What is needed:
Output the full listing below exactly, without the pictures.

Supplied information:

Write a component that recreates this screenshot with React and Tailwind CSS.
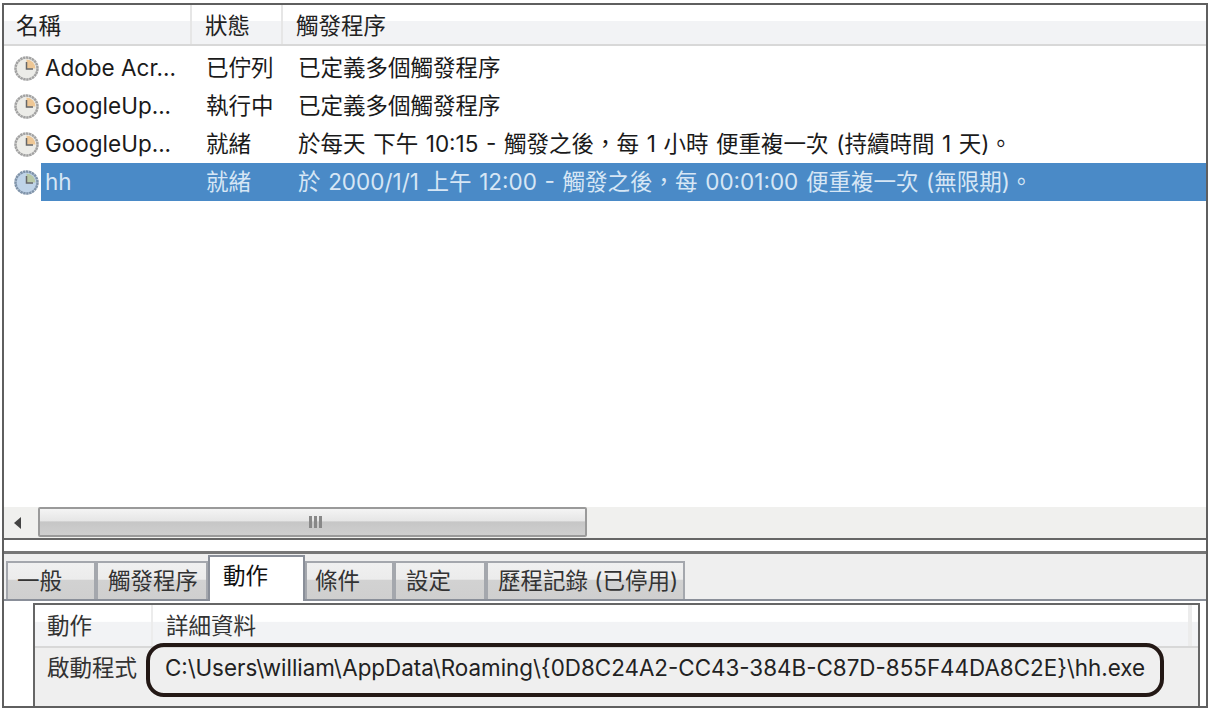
const cjk = "font-['Inter','Noto_Sans_CJK_TC',sans-serif]"

const rows = [
  { name: 'Adobe Acr...', status: '已佇列', trigger: '已定義多個觸發程序' },
  { name: 'GoogleUp...', status: '執行中', trigger: '已定義多個觸發程序' },
  { name: 'GoogleUp...', status: '就緒', trigger: '於每天 下午 10:15 - 觸發之後，每 1 小時 便重複一次 (持續時間 1 天)。' },
  { name: 'hh', status: '就緒', trigger: '於 2000/1/1 上午 12:00 - 觸發之後，每 00:01:00 便重複一次 (無限期)。', selected: true },
]

const tabs = [
  { label: '一般', w: 'w-[90px]', pl: 'pl-[9px]' },
  { label: '觸發程序', w: 'w-[112px]', pl: 'pl-[10px]' },
  { label: '動作', w: 'w-[97px]', pl: 'pl-[13px]', active: true },
  { label: '條件', w: 'w-[89px]', pl: 'pl-[8px]' },
  { label: '設定', w: 'w-[92px]', pl: 'pl-[10px]' },
  { label: '歷程記錄 (已停用)', w: 'w-[199px]', pl: 'pl-[10px]' },
]

function ClockIcon({ selected }) {
  const face = selected ? '#bfd3e8' : '#ecece8'
  const rim = selected ? '#7f93a9' : '#a2a2a2'
  const wedge = selected ? '#b9c9a8' : '#eec795'
  return (
    <svg width="25" height="25" viewBox="0 0 25 25" className="shrink-0">
      <circle cx="12.5" cy="12.5" r="11" fill={face} stroke={rim} strokeWidth="2.5" strokeDasharray="2.5 0.5" />
      <path d="M12.5 12.5V3.5A9 9 0 0 1 21.5 12.5Z" fill={wedge} />
      <path d="M12.5 6V13H19" fill="none" stroke="#666" strokeWidth="1.5" />
    </svg>
  )
}

function TaskRow({ row }) {
  const text = row.selected ? 'text-[#d6e6f5]' : 'text-[#1a1a1a]'
  return (
    <div className="flex h-[38px] items-center pl-[10px]">
      <div className="w-[27px] shrink-0">
        <ClockIcon selected={row.selected} />
      </div>
      <div className={`flex h-full flex-1 items-center ${row.selected ? 'bg-[#4a8ac7]' : ''} ${text}`}>
        <div className="w-[165px] shrink-0 pl-[4px]">{row.name}</div>
        <div className="w-[92px] shrink-0">{row.status}</div>
        <div className="whitespace-nowrap [word-spacing:1.3px]">{row.trigger}</div>
      </div>
    </div>
  )
}

export default function App() {
  return (
    <div className={`h-[711px] w-[1211px] overflow-hidden bg-white pb-[3px] pl-[2px] pr-[3px] pt-[3px] text-[22.5px] leading-none ${cjk}`}>
      <div className="flex h-full flex-col border-2 border-[#5f5f5f]">
        {/* task list header */}
        <div className="flex h-[41px] shrink-0 items-center border-b-2 border-[#d8d8d8] bg-[linear-gradient(180deg,#ffffff_0%,#ffffff_40%,#f2f3f5_42%,#f2f3f5_100%)] pl-[12px] text-[#222]">
          <div className="flex h-full w-[176px] shrink-0 items-center border-r-2 border-[#e6e6e6] pt-[3px]">名稱</div>
          <div className="flex h-full w-[91px] shrink-0 items-center border-r-2 border-[#e6e6e6] pl-[13px] pt-[3px]">狀態</div>
          <div className="pl-[13px] pt-[3px]">觸發程序</div>
        </div>

        {/* rows */}
        <div className="min-h-0 flex-1 pt-[3px]">
          {rows.map((row, i) => (
            <TaskRow key={i} row={row} />
          ))}
        </div>

        {/* horizontal scrollbar */}
        <div className="flex h-[33px] shrink-0 items-center border-b-2 border-[#666] bg-[#f0f0ee] pl-[10px]">
          <div className="h-0 w-0 border-y-[6px] border-r-[7px] border-y-transparent border-r-[#444]" />
          <div className="ml-[17px] flex h-[30px] w-[549px] items-center justify-center self-start rounded-[2px] border-2 border-[#9a9a9a] bg-[linear-gradient(180deg,#f4f4f4_0%,#e6e6e6_45%,#c6c6c6_50%,#cfcfcf_100%)]">
            <div className="flex gap-[2px] pl-[5px]">
              <span className="h-[12px] w-[3px] bg-[#888]" />
              <span className="h-[12px] w-[3px] bg-[#888]" />
              <span className="h-[12px] w-[3px] bg-[#888]" />
            </div>
          </div>
        </div>

        {/* splitter */}
        <div className="h-[14px] shrink-0 border-b-[3px] border-[#777] bg-white" />

        {/* tab strip */}
        <div className="flex h-[47px] shrink-0 items-end border-b-2 border-[#8a8f99] bg-[#efefef] pl-[2px] text-[#333]">
          {tabs.map((tab) => (
            <div
              key={tab.label}
              className={
                tab.active
                  ? `relative z-10 -mb-[2px] flex h-[46px] ${tab.w} shrink-0 items-start border-x-2 border-t-2 border-[#8a8f99] bg-white ${tab.pl} pt-[8px] text-[#111]`
                  : `flex h-[38px] ${tab.w} shrink-0 items-center border-2 border-b-0 border-[#a4a7ad] bg-[linear-gradient(180deg,#f0f0f0_0%,#ececec_45%,#d2d2d2_48%,#cfcfcf_100%)] ${tab.pl} whitespace-nowrap`
              }
            >
              {tab.label}
            </div>
          ))}
        </div>

        {/* details box */}
        <div className="h-[105px] shrink-0 pl-[29px] pr-[6px] pt-[2px]">
          <div className="relative h-full border-x-2 border-t-2 border-[#666] bg-[#efefef] text-[#333]">
            <div className="flex h-[43px] items-center border-b-2 border-[#d8d8d8] bg-[linear-gradient(180deg,#ffffff_0%,#ffffff_40%,#f2f3f5_42%,#f2f3f5_100%)]">
              <div className="flex h-full w-[118px] items-center border-r-2 border-[#ececec] pl-[12px] pt-[2px]">動作</div>
              <div className="flex-1 pl-[13px] pt-[2px]">詳細資料</div>
              <div className="mr-[6px] h-full w-[4px] bg-[#ececec]" />
            </div>
            <div className="flex h-[40px] items-center">
              <div className="w-[130px] shrink-0 pl-[12px]">啟動程式</div>
              <div className="whitespace-nowrap text-[22.4px] text-[#222]">{'C:\\Users\\william\\AppData\\Roaming\\{0D8C24A2-CC43-384B-C87D-855F44DA8C2E}\\hh.exe'}</div>
            </div>
            {/* callout drawn over the path cell */}
            <div className="absolute left-[111px] top-[38px] h-[54px] w-[1018px] rounded-[18px] border-4 border-[#231815]" />
          </div>
        </div>
      </div>
    </div>
  )
}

Answer to the problem:
Write a component that recreates this screenshot with React and Tailwind CSS.
const cjk = "font-['Inter','Noto_Sans_CJK_TC',sans-serif]"

const rows = [
  { name: 'Adobe Acr...', status: '已佇列', trigger: '已定義多個觸發程序' },
  { name: 'GoogleUp...', status: '執行中', trigger: '已定義多個觸發程序' },
  { name: 'GoogleUp...', status: '就緒', trigger: '於每天 下午 10:15 - 觸發之後，每 1 小時 便重複一次 (持續時間 1 天)。' },
  { name: 'hh', status: '就緒', trigger: '於 2000/1/1 上午 12:00 - 觸發之後，每 00:01:00 便重複一次 (無限期)。', selected: true },
]

const tabs = [
  { label: '一般', w: 'w-[90px]', pl: 'pl-[9px]' },
  { label: '觸發程序', w: 'w-[112px]', pl: 'pl-[10px]' },
  { label: '動作', w: 'w-[97px]', pl: 'pl-[13px]', active: true },
  { label: '條件', w: 'w-[89px]', pl: 'pl-[8px]' },
  { label: '設定', w: 'w-[92px]', pl: 'pl-[10px]' },
  { label: '歷程記錄 (已停用)', w: 'w-[199px]', pl: 'pl-[10px]' },
]

function ClockIcon({ selected }) {
  const face = selected ? '#bfd3e8' : '#ecece8'
  const rim = selected ? '#7f93a9' : '#a2a2a2'
  const wedge = selected ? '#b9c9a8' : '#eec795'
  return (
    <svg width="25" height="25" viewBox="0 0 25 25" className="shrink-0">
      <circle cx="12.5" cy="12.5" r="11" fill={face} stroke={rim} strokeWidth="2.5" strokeDasharray="2.5 0.5" />
      <path d="M12.5 12.5V3.5A9 9 0 0 1 21.5 12.5Z" fill={wedge} />
      <path d="M12.5 6V13H19" fill="none" stroke="#666" strokeWidth="1.5" />
    </svg>
  )
}

function TaskRow({ row }) {
  const text = row.selected ? 'text-[#d6e6f5]' : 'text-[#1a1a1a]'
  return (
    <div className="flex h-[38px] items-center pl-[10px]">
      <div className="w-[27px] shrink-0">
        <ClockIcon selected={row.selected} />
      </div>
      <div className={`flex h-full flex-1 items-center ${row.selected ? 'bg-[#4a8ac7]' : ''} ${text}`}>
        <div className="w-[165px] shrink-0 pl-[4px]">{row.name}</div>
        <div className="w-[92px] shrink-0">{row.status}</div>
        <div className="whitespace-nowrap [word-spacing:1.3px]">{row.trigger}</div>
      </div>
    </div>
  )
}

export default function App() {
  return (
    <div className={`h-[711px] w-[1211px] overflow-hidden bg-white pb-[3px] pl-[2px] pr-[3px] pt-[3px] text-[22.5px] leading-none ${cjk}`}>
      <div className="flex h-full flex-col border-2 border-[#5f5f5f]">
        {/* task list header */}
        <div className="flex h-[41px] shrink-0 items-center border-b-2 border-[#d8d8d8] bg-[linear-gradient(180deg,#ffffff_0%,#ffffff_40%,#f2f3f5_42%,#f2f3f5_100%)] pl-[12px] text-[#222]">
          <div className="flex h-full w-[176px] shrink-0 items-center border-r-2 border-[#e6e6e6] pt-[3px]">名稱</div>
          <div className="flex h-full w-[91px] shrink-0 items-center border-r-2 border-[#e6e6e6] pl-[13px] pt-[3px]">狀態</div>
          <div className="pl-[13px] pt-[3px]">觸發程序</div>
        </div>

        {/* rows */}
        <div className="min-h-0 flex-1 pt-[3px]">
          {rows.map((row, i) => (
            <TaskRow key={i} row={row} />
          ))}
        </div>

        {/* horizontal scrollbar */}
        <div className="flex h-[33px] shrink-0 items-center border-b-2 border-[#666] bg-[#f0f0ee] pl-[10px]">
          <div className="h-0 w-0 border-y-[6px] border-r-[7px] border-y-transparent border-r-[#444]" />
          <div className="ml-[17px] flex h-[30px] w-[549px] items-center justify-center self-start rounded-[2px] border-2 border-[#9a9a9a] bg-[linear-gradient(180deg,#f4f4f4_0%,#e6e6e6_45%,#c6c6c6_50%,#cfcfcf_100%)]">
            <div className="flex gap-[2px] pl-[5px]">
              <span className="h-[12px] w-[3px] bg-[#888]" />
              <span className="h-[12px] w-[3px] bg-[#888]" />
              <span className="h-[12px] w-[3px] bg-[#888]" />
            </div>
          </div>
        </div>

        {/* splitter */}
        <div className="h-[14px] shrink-0 border-b-[3px] border-[#777] bg-white" />

        {/* tab strip */}
        <div className="flex h-[47px] shrink-0 items-end border-b-2 border-[#8a8f99] bg-[#efefef] pl-[2px] text-[#333]">
          {tabs.map((tab) => (
            <div
              key={tab.label}
              className={
                tab.active
                  ? `relative z-10 -mb-[2px] flex h-[46px] ${tab.w} shrink-0 items-start border-x-2 border-t-2 border-[#8a8f99] bg-white ${tab.pl} pt-[8px] text-[#111]`
                  : `flex h-[38px] ${tab.w} shrink-0 items-center border-2 border-b-0 border-[#a4a7ad] bg-[linear-gradient(180deg,#f0f0f0_0%,#ececec_45%,#d2d2d2_48%,#cfcfcf_100%)] ${tab.pl} whitespace-nowrap`
              }
            >
              {tab.label}
            </div>
          ))}
        </div>

        {/* details box */}
        <div className="h-[105px] shrink-0 pl-[29px] pr-[6px] pt-[2px]">
          <div className="relative h-full border-x-2 border-t-2 border-[#666] bg-[#efefef] text-[#333]">
            <div className="flex h-[43px] items-center border-b-2 border-[#d8d8d8] bg-[linear-gradient(180deg,#ffffff_0%,#ffffff_40%,#f2f3f5_42%,#f2f3f5_100%)]">
              <div className="flex h-full w-[118px] items-center border-r-2 border-[#ececec] pl-[12px] pt-[2px]">動作</div>
              <div className="flex-1 pl-[13px] pt-[2px]">詳細資料</div>
              <div className="mr-[6px] h-full w-[4px] bg-[#ececec]" />
            </div>
            <div className="flex h-[40px] items-center">
              <div className="w-[130px] shrink-0 pl-[12px]">啟動程式</div>
              <div className="whitespace-nowrap text-[22.4px] text-[#222]">{'C:\\Users\\william\\AppData\\Roaming\\{0D8C24A2-CC43-384B-C87D-855F44DA8C2E}\\hh.exe'}</div>
            </div>
            {/* callout drawn over the path cell */}
            <div className="absolute left-[111px] top-[38px] h-[54px] w-[1018px] rounded-[18px] border-4 border-[#231815]" />
          </div>
        </div>
      </div>
    </div>
  )
}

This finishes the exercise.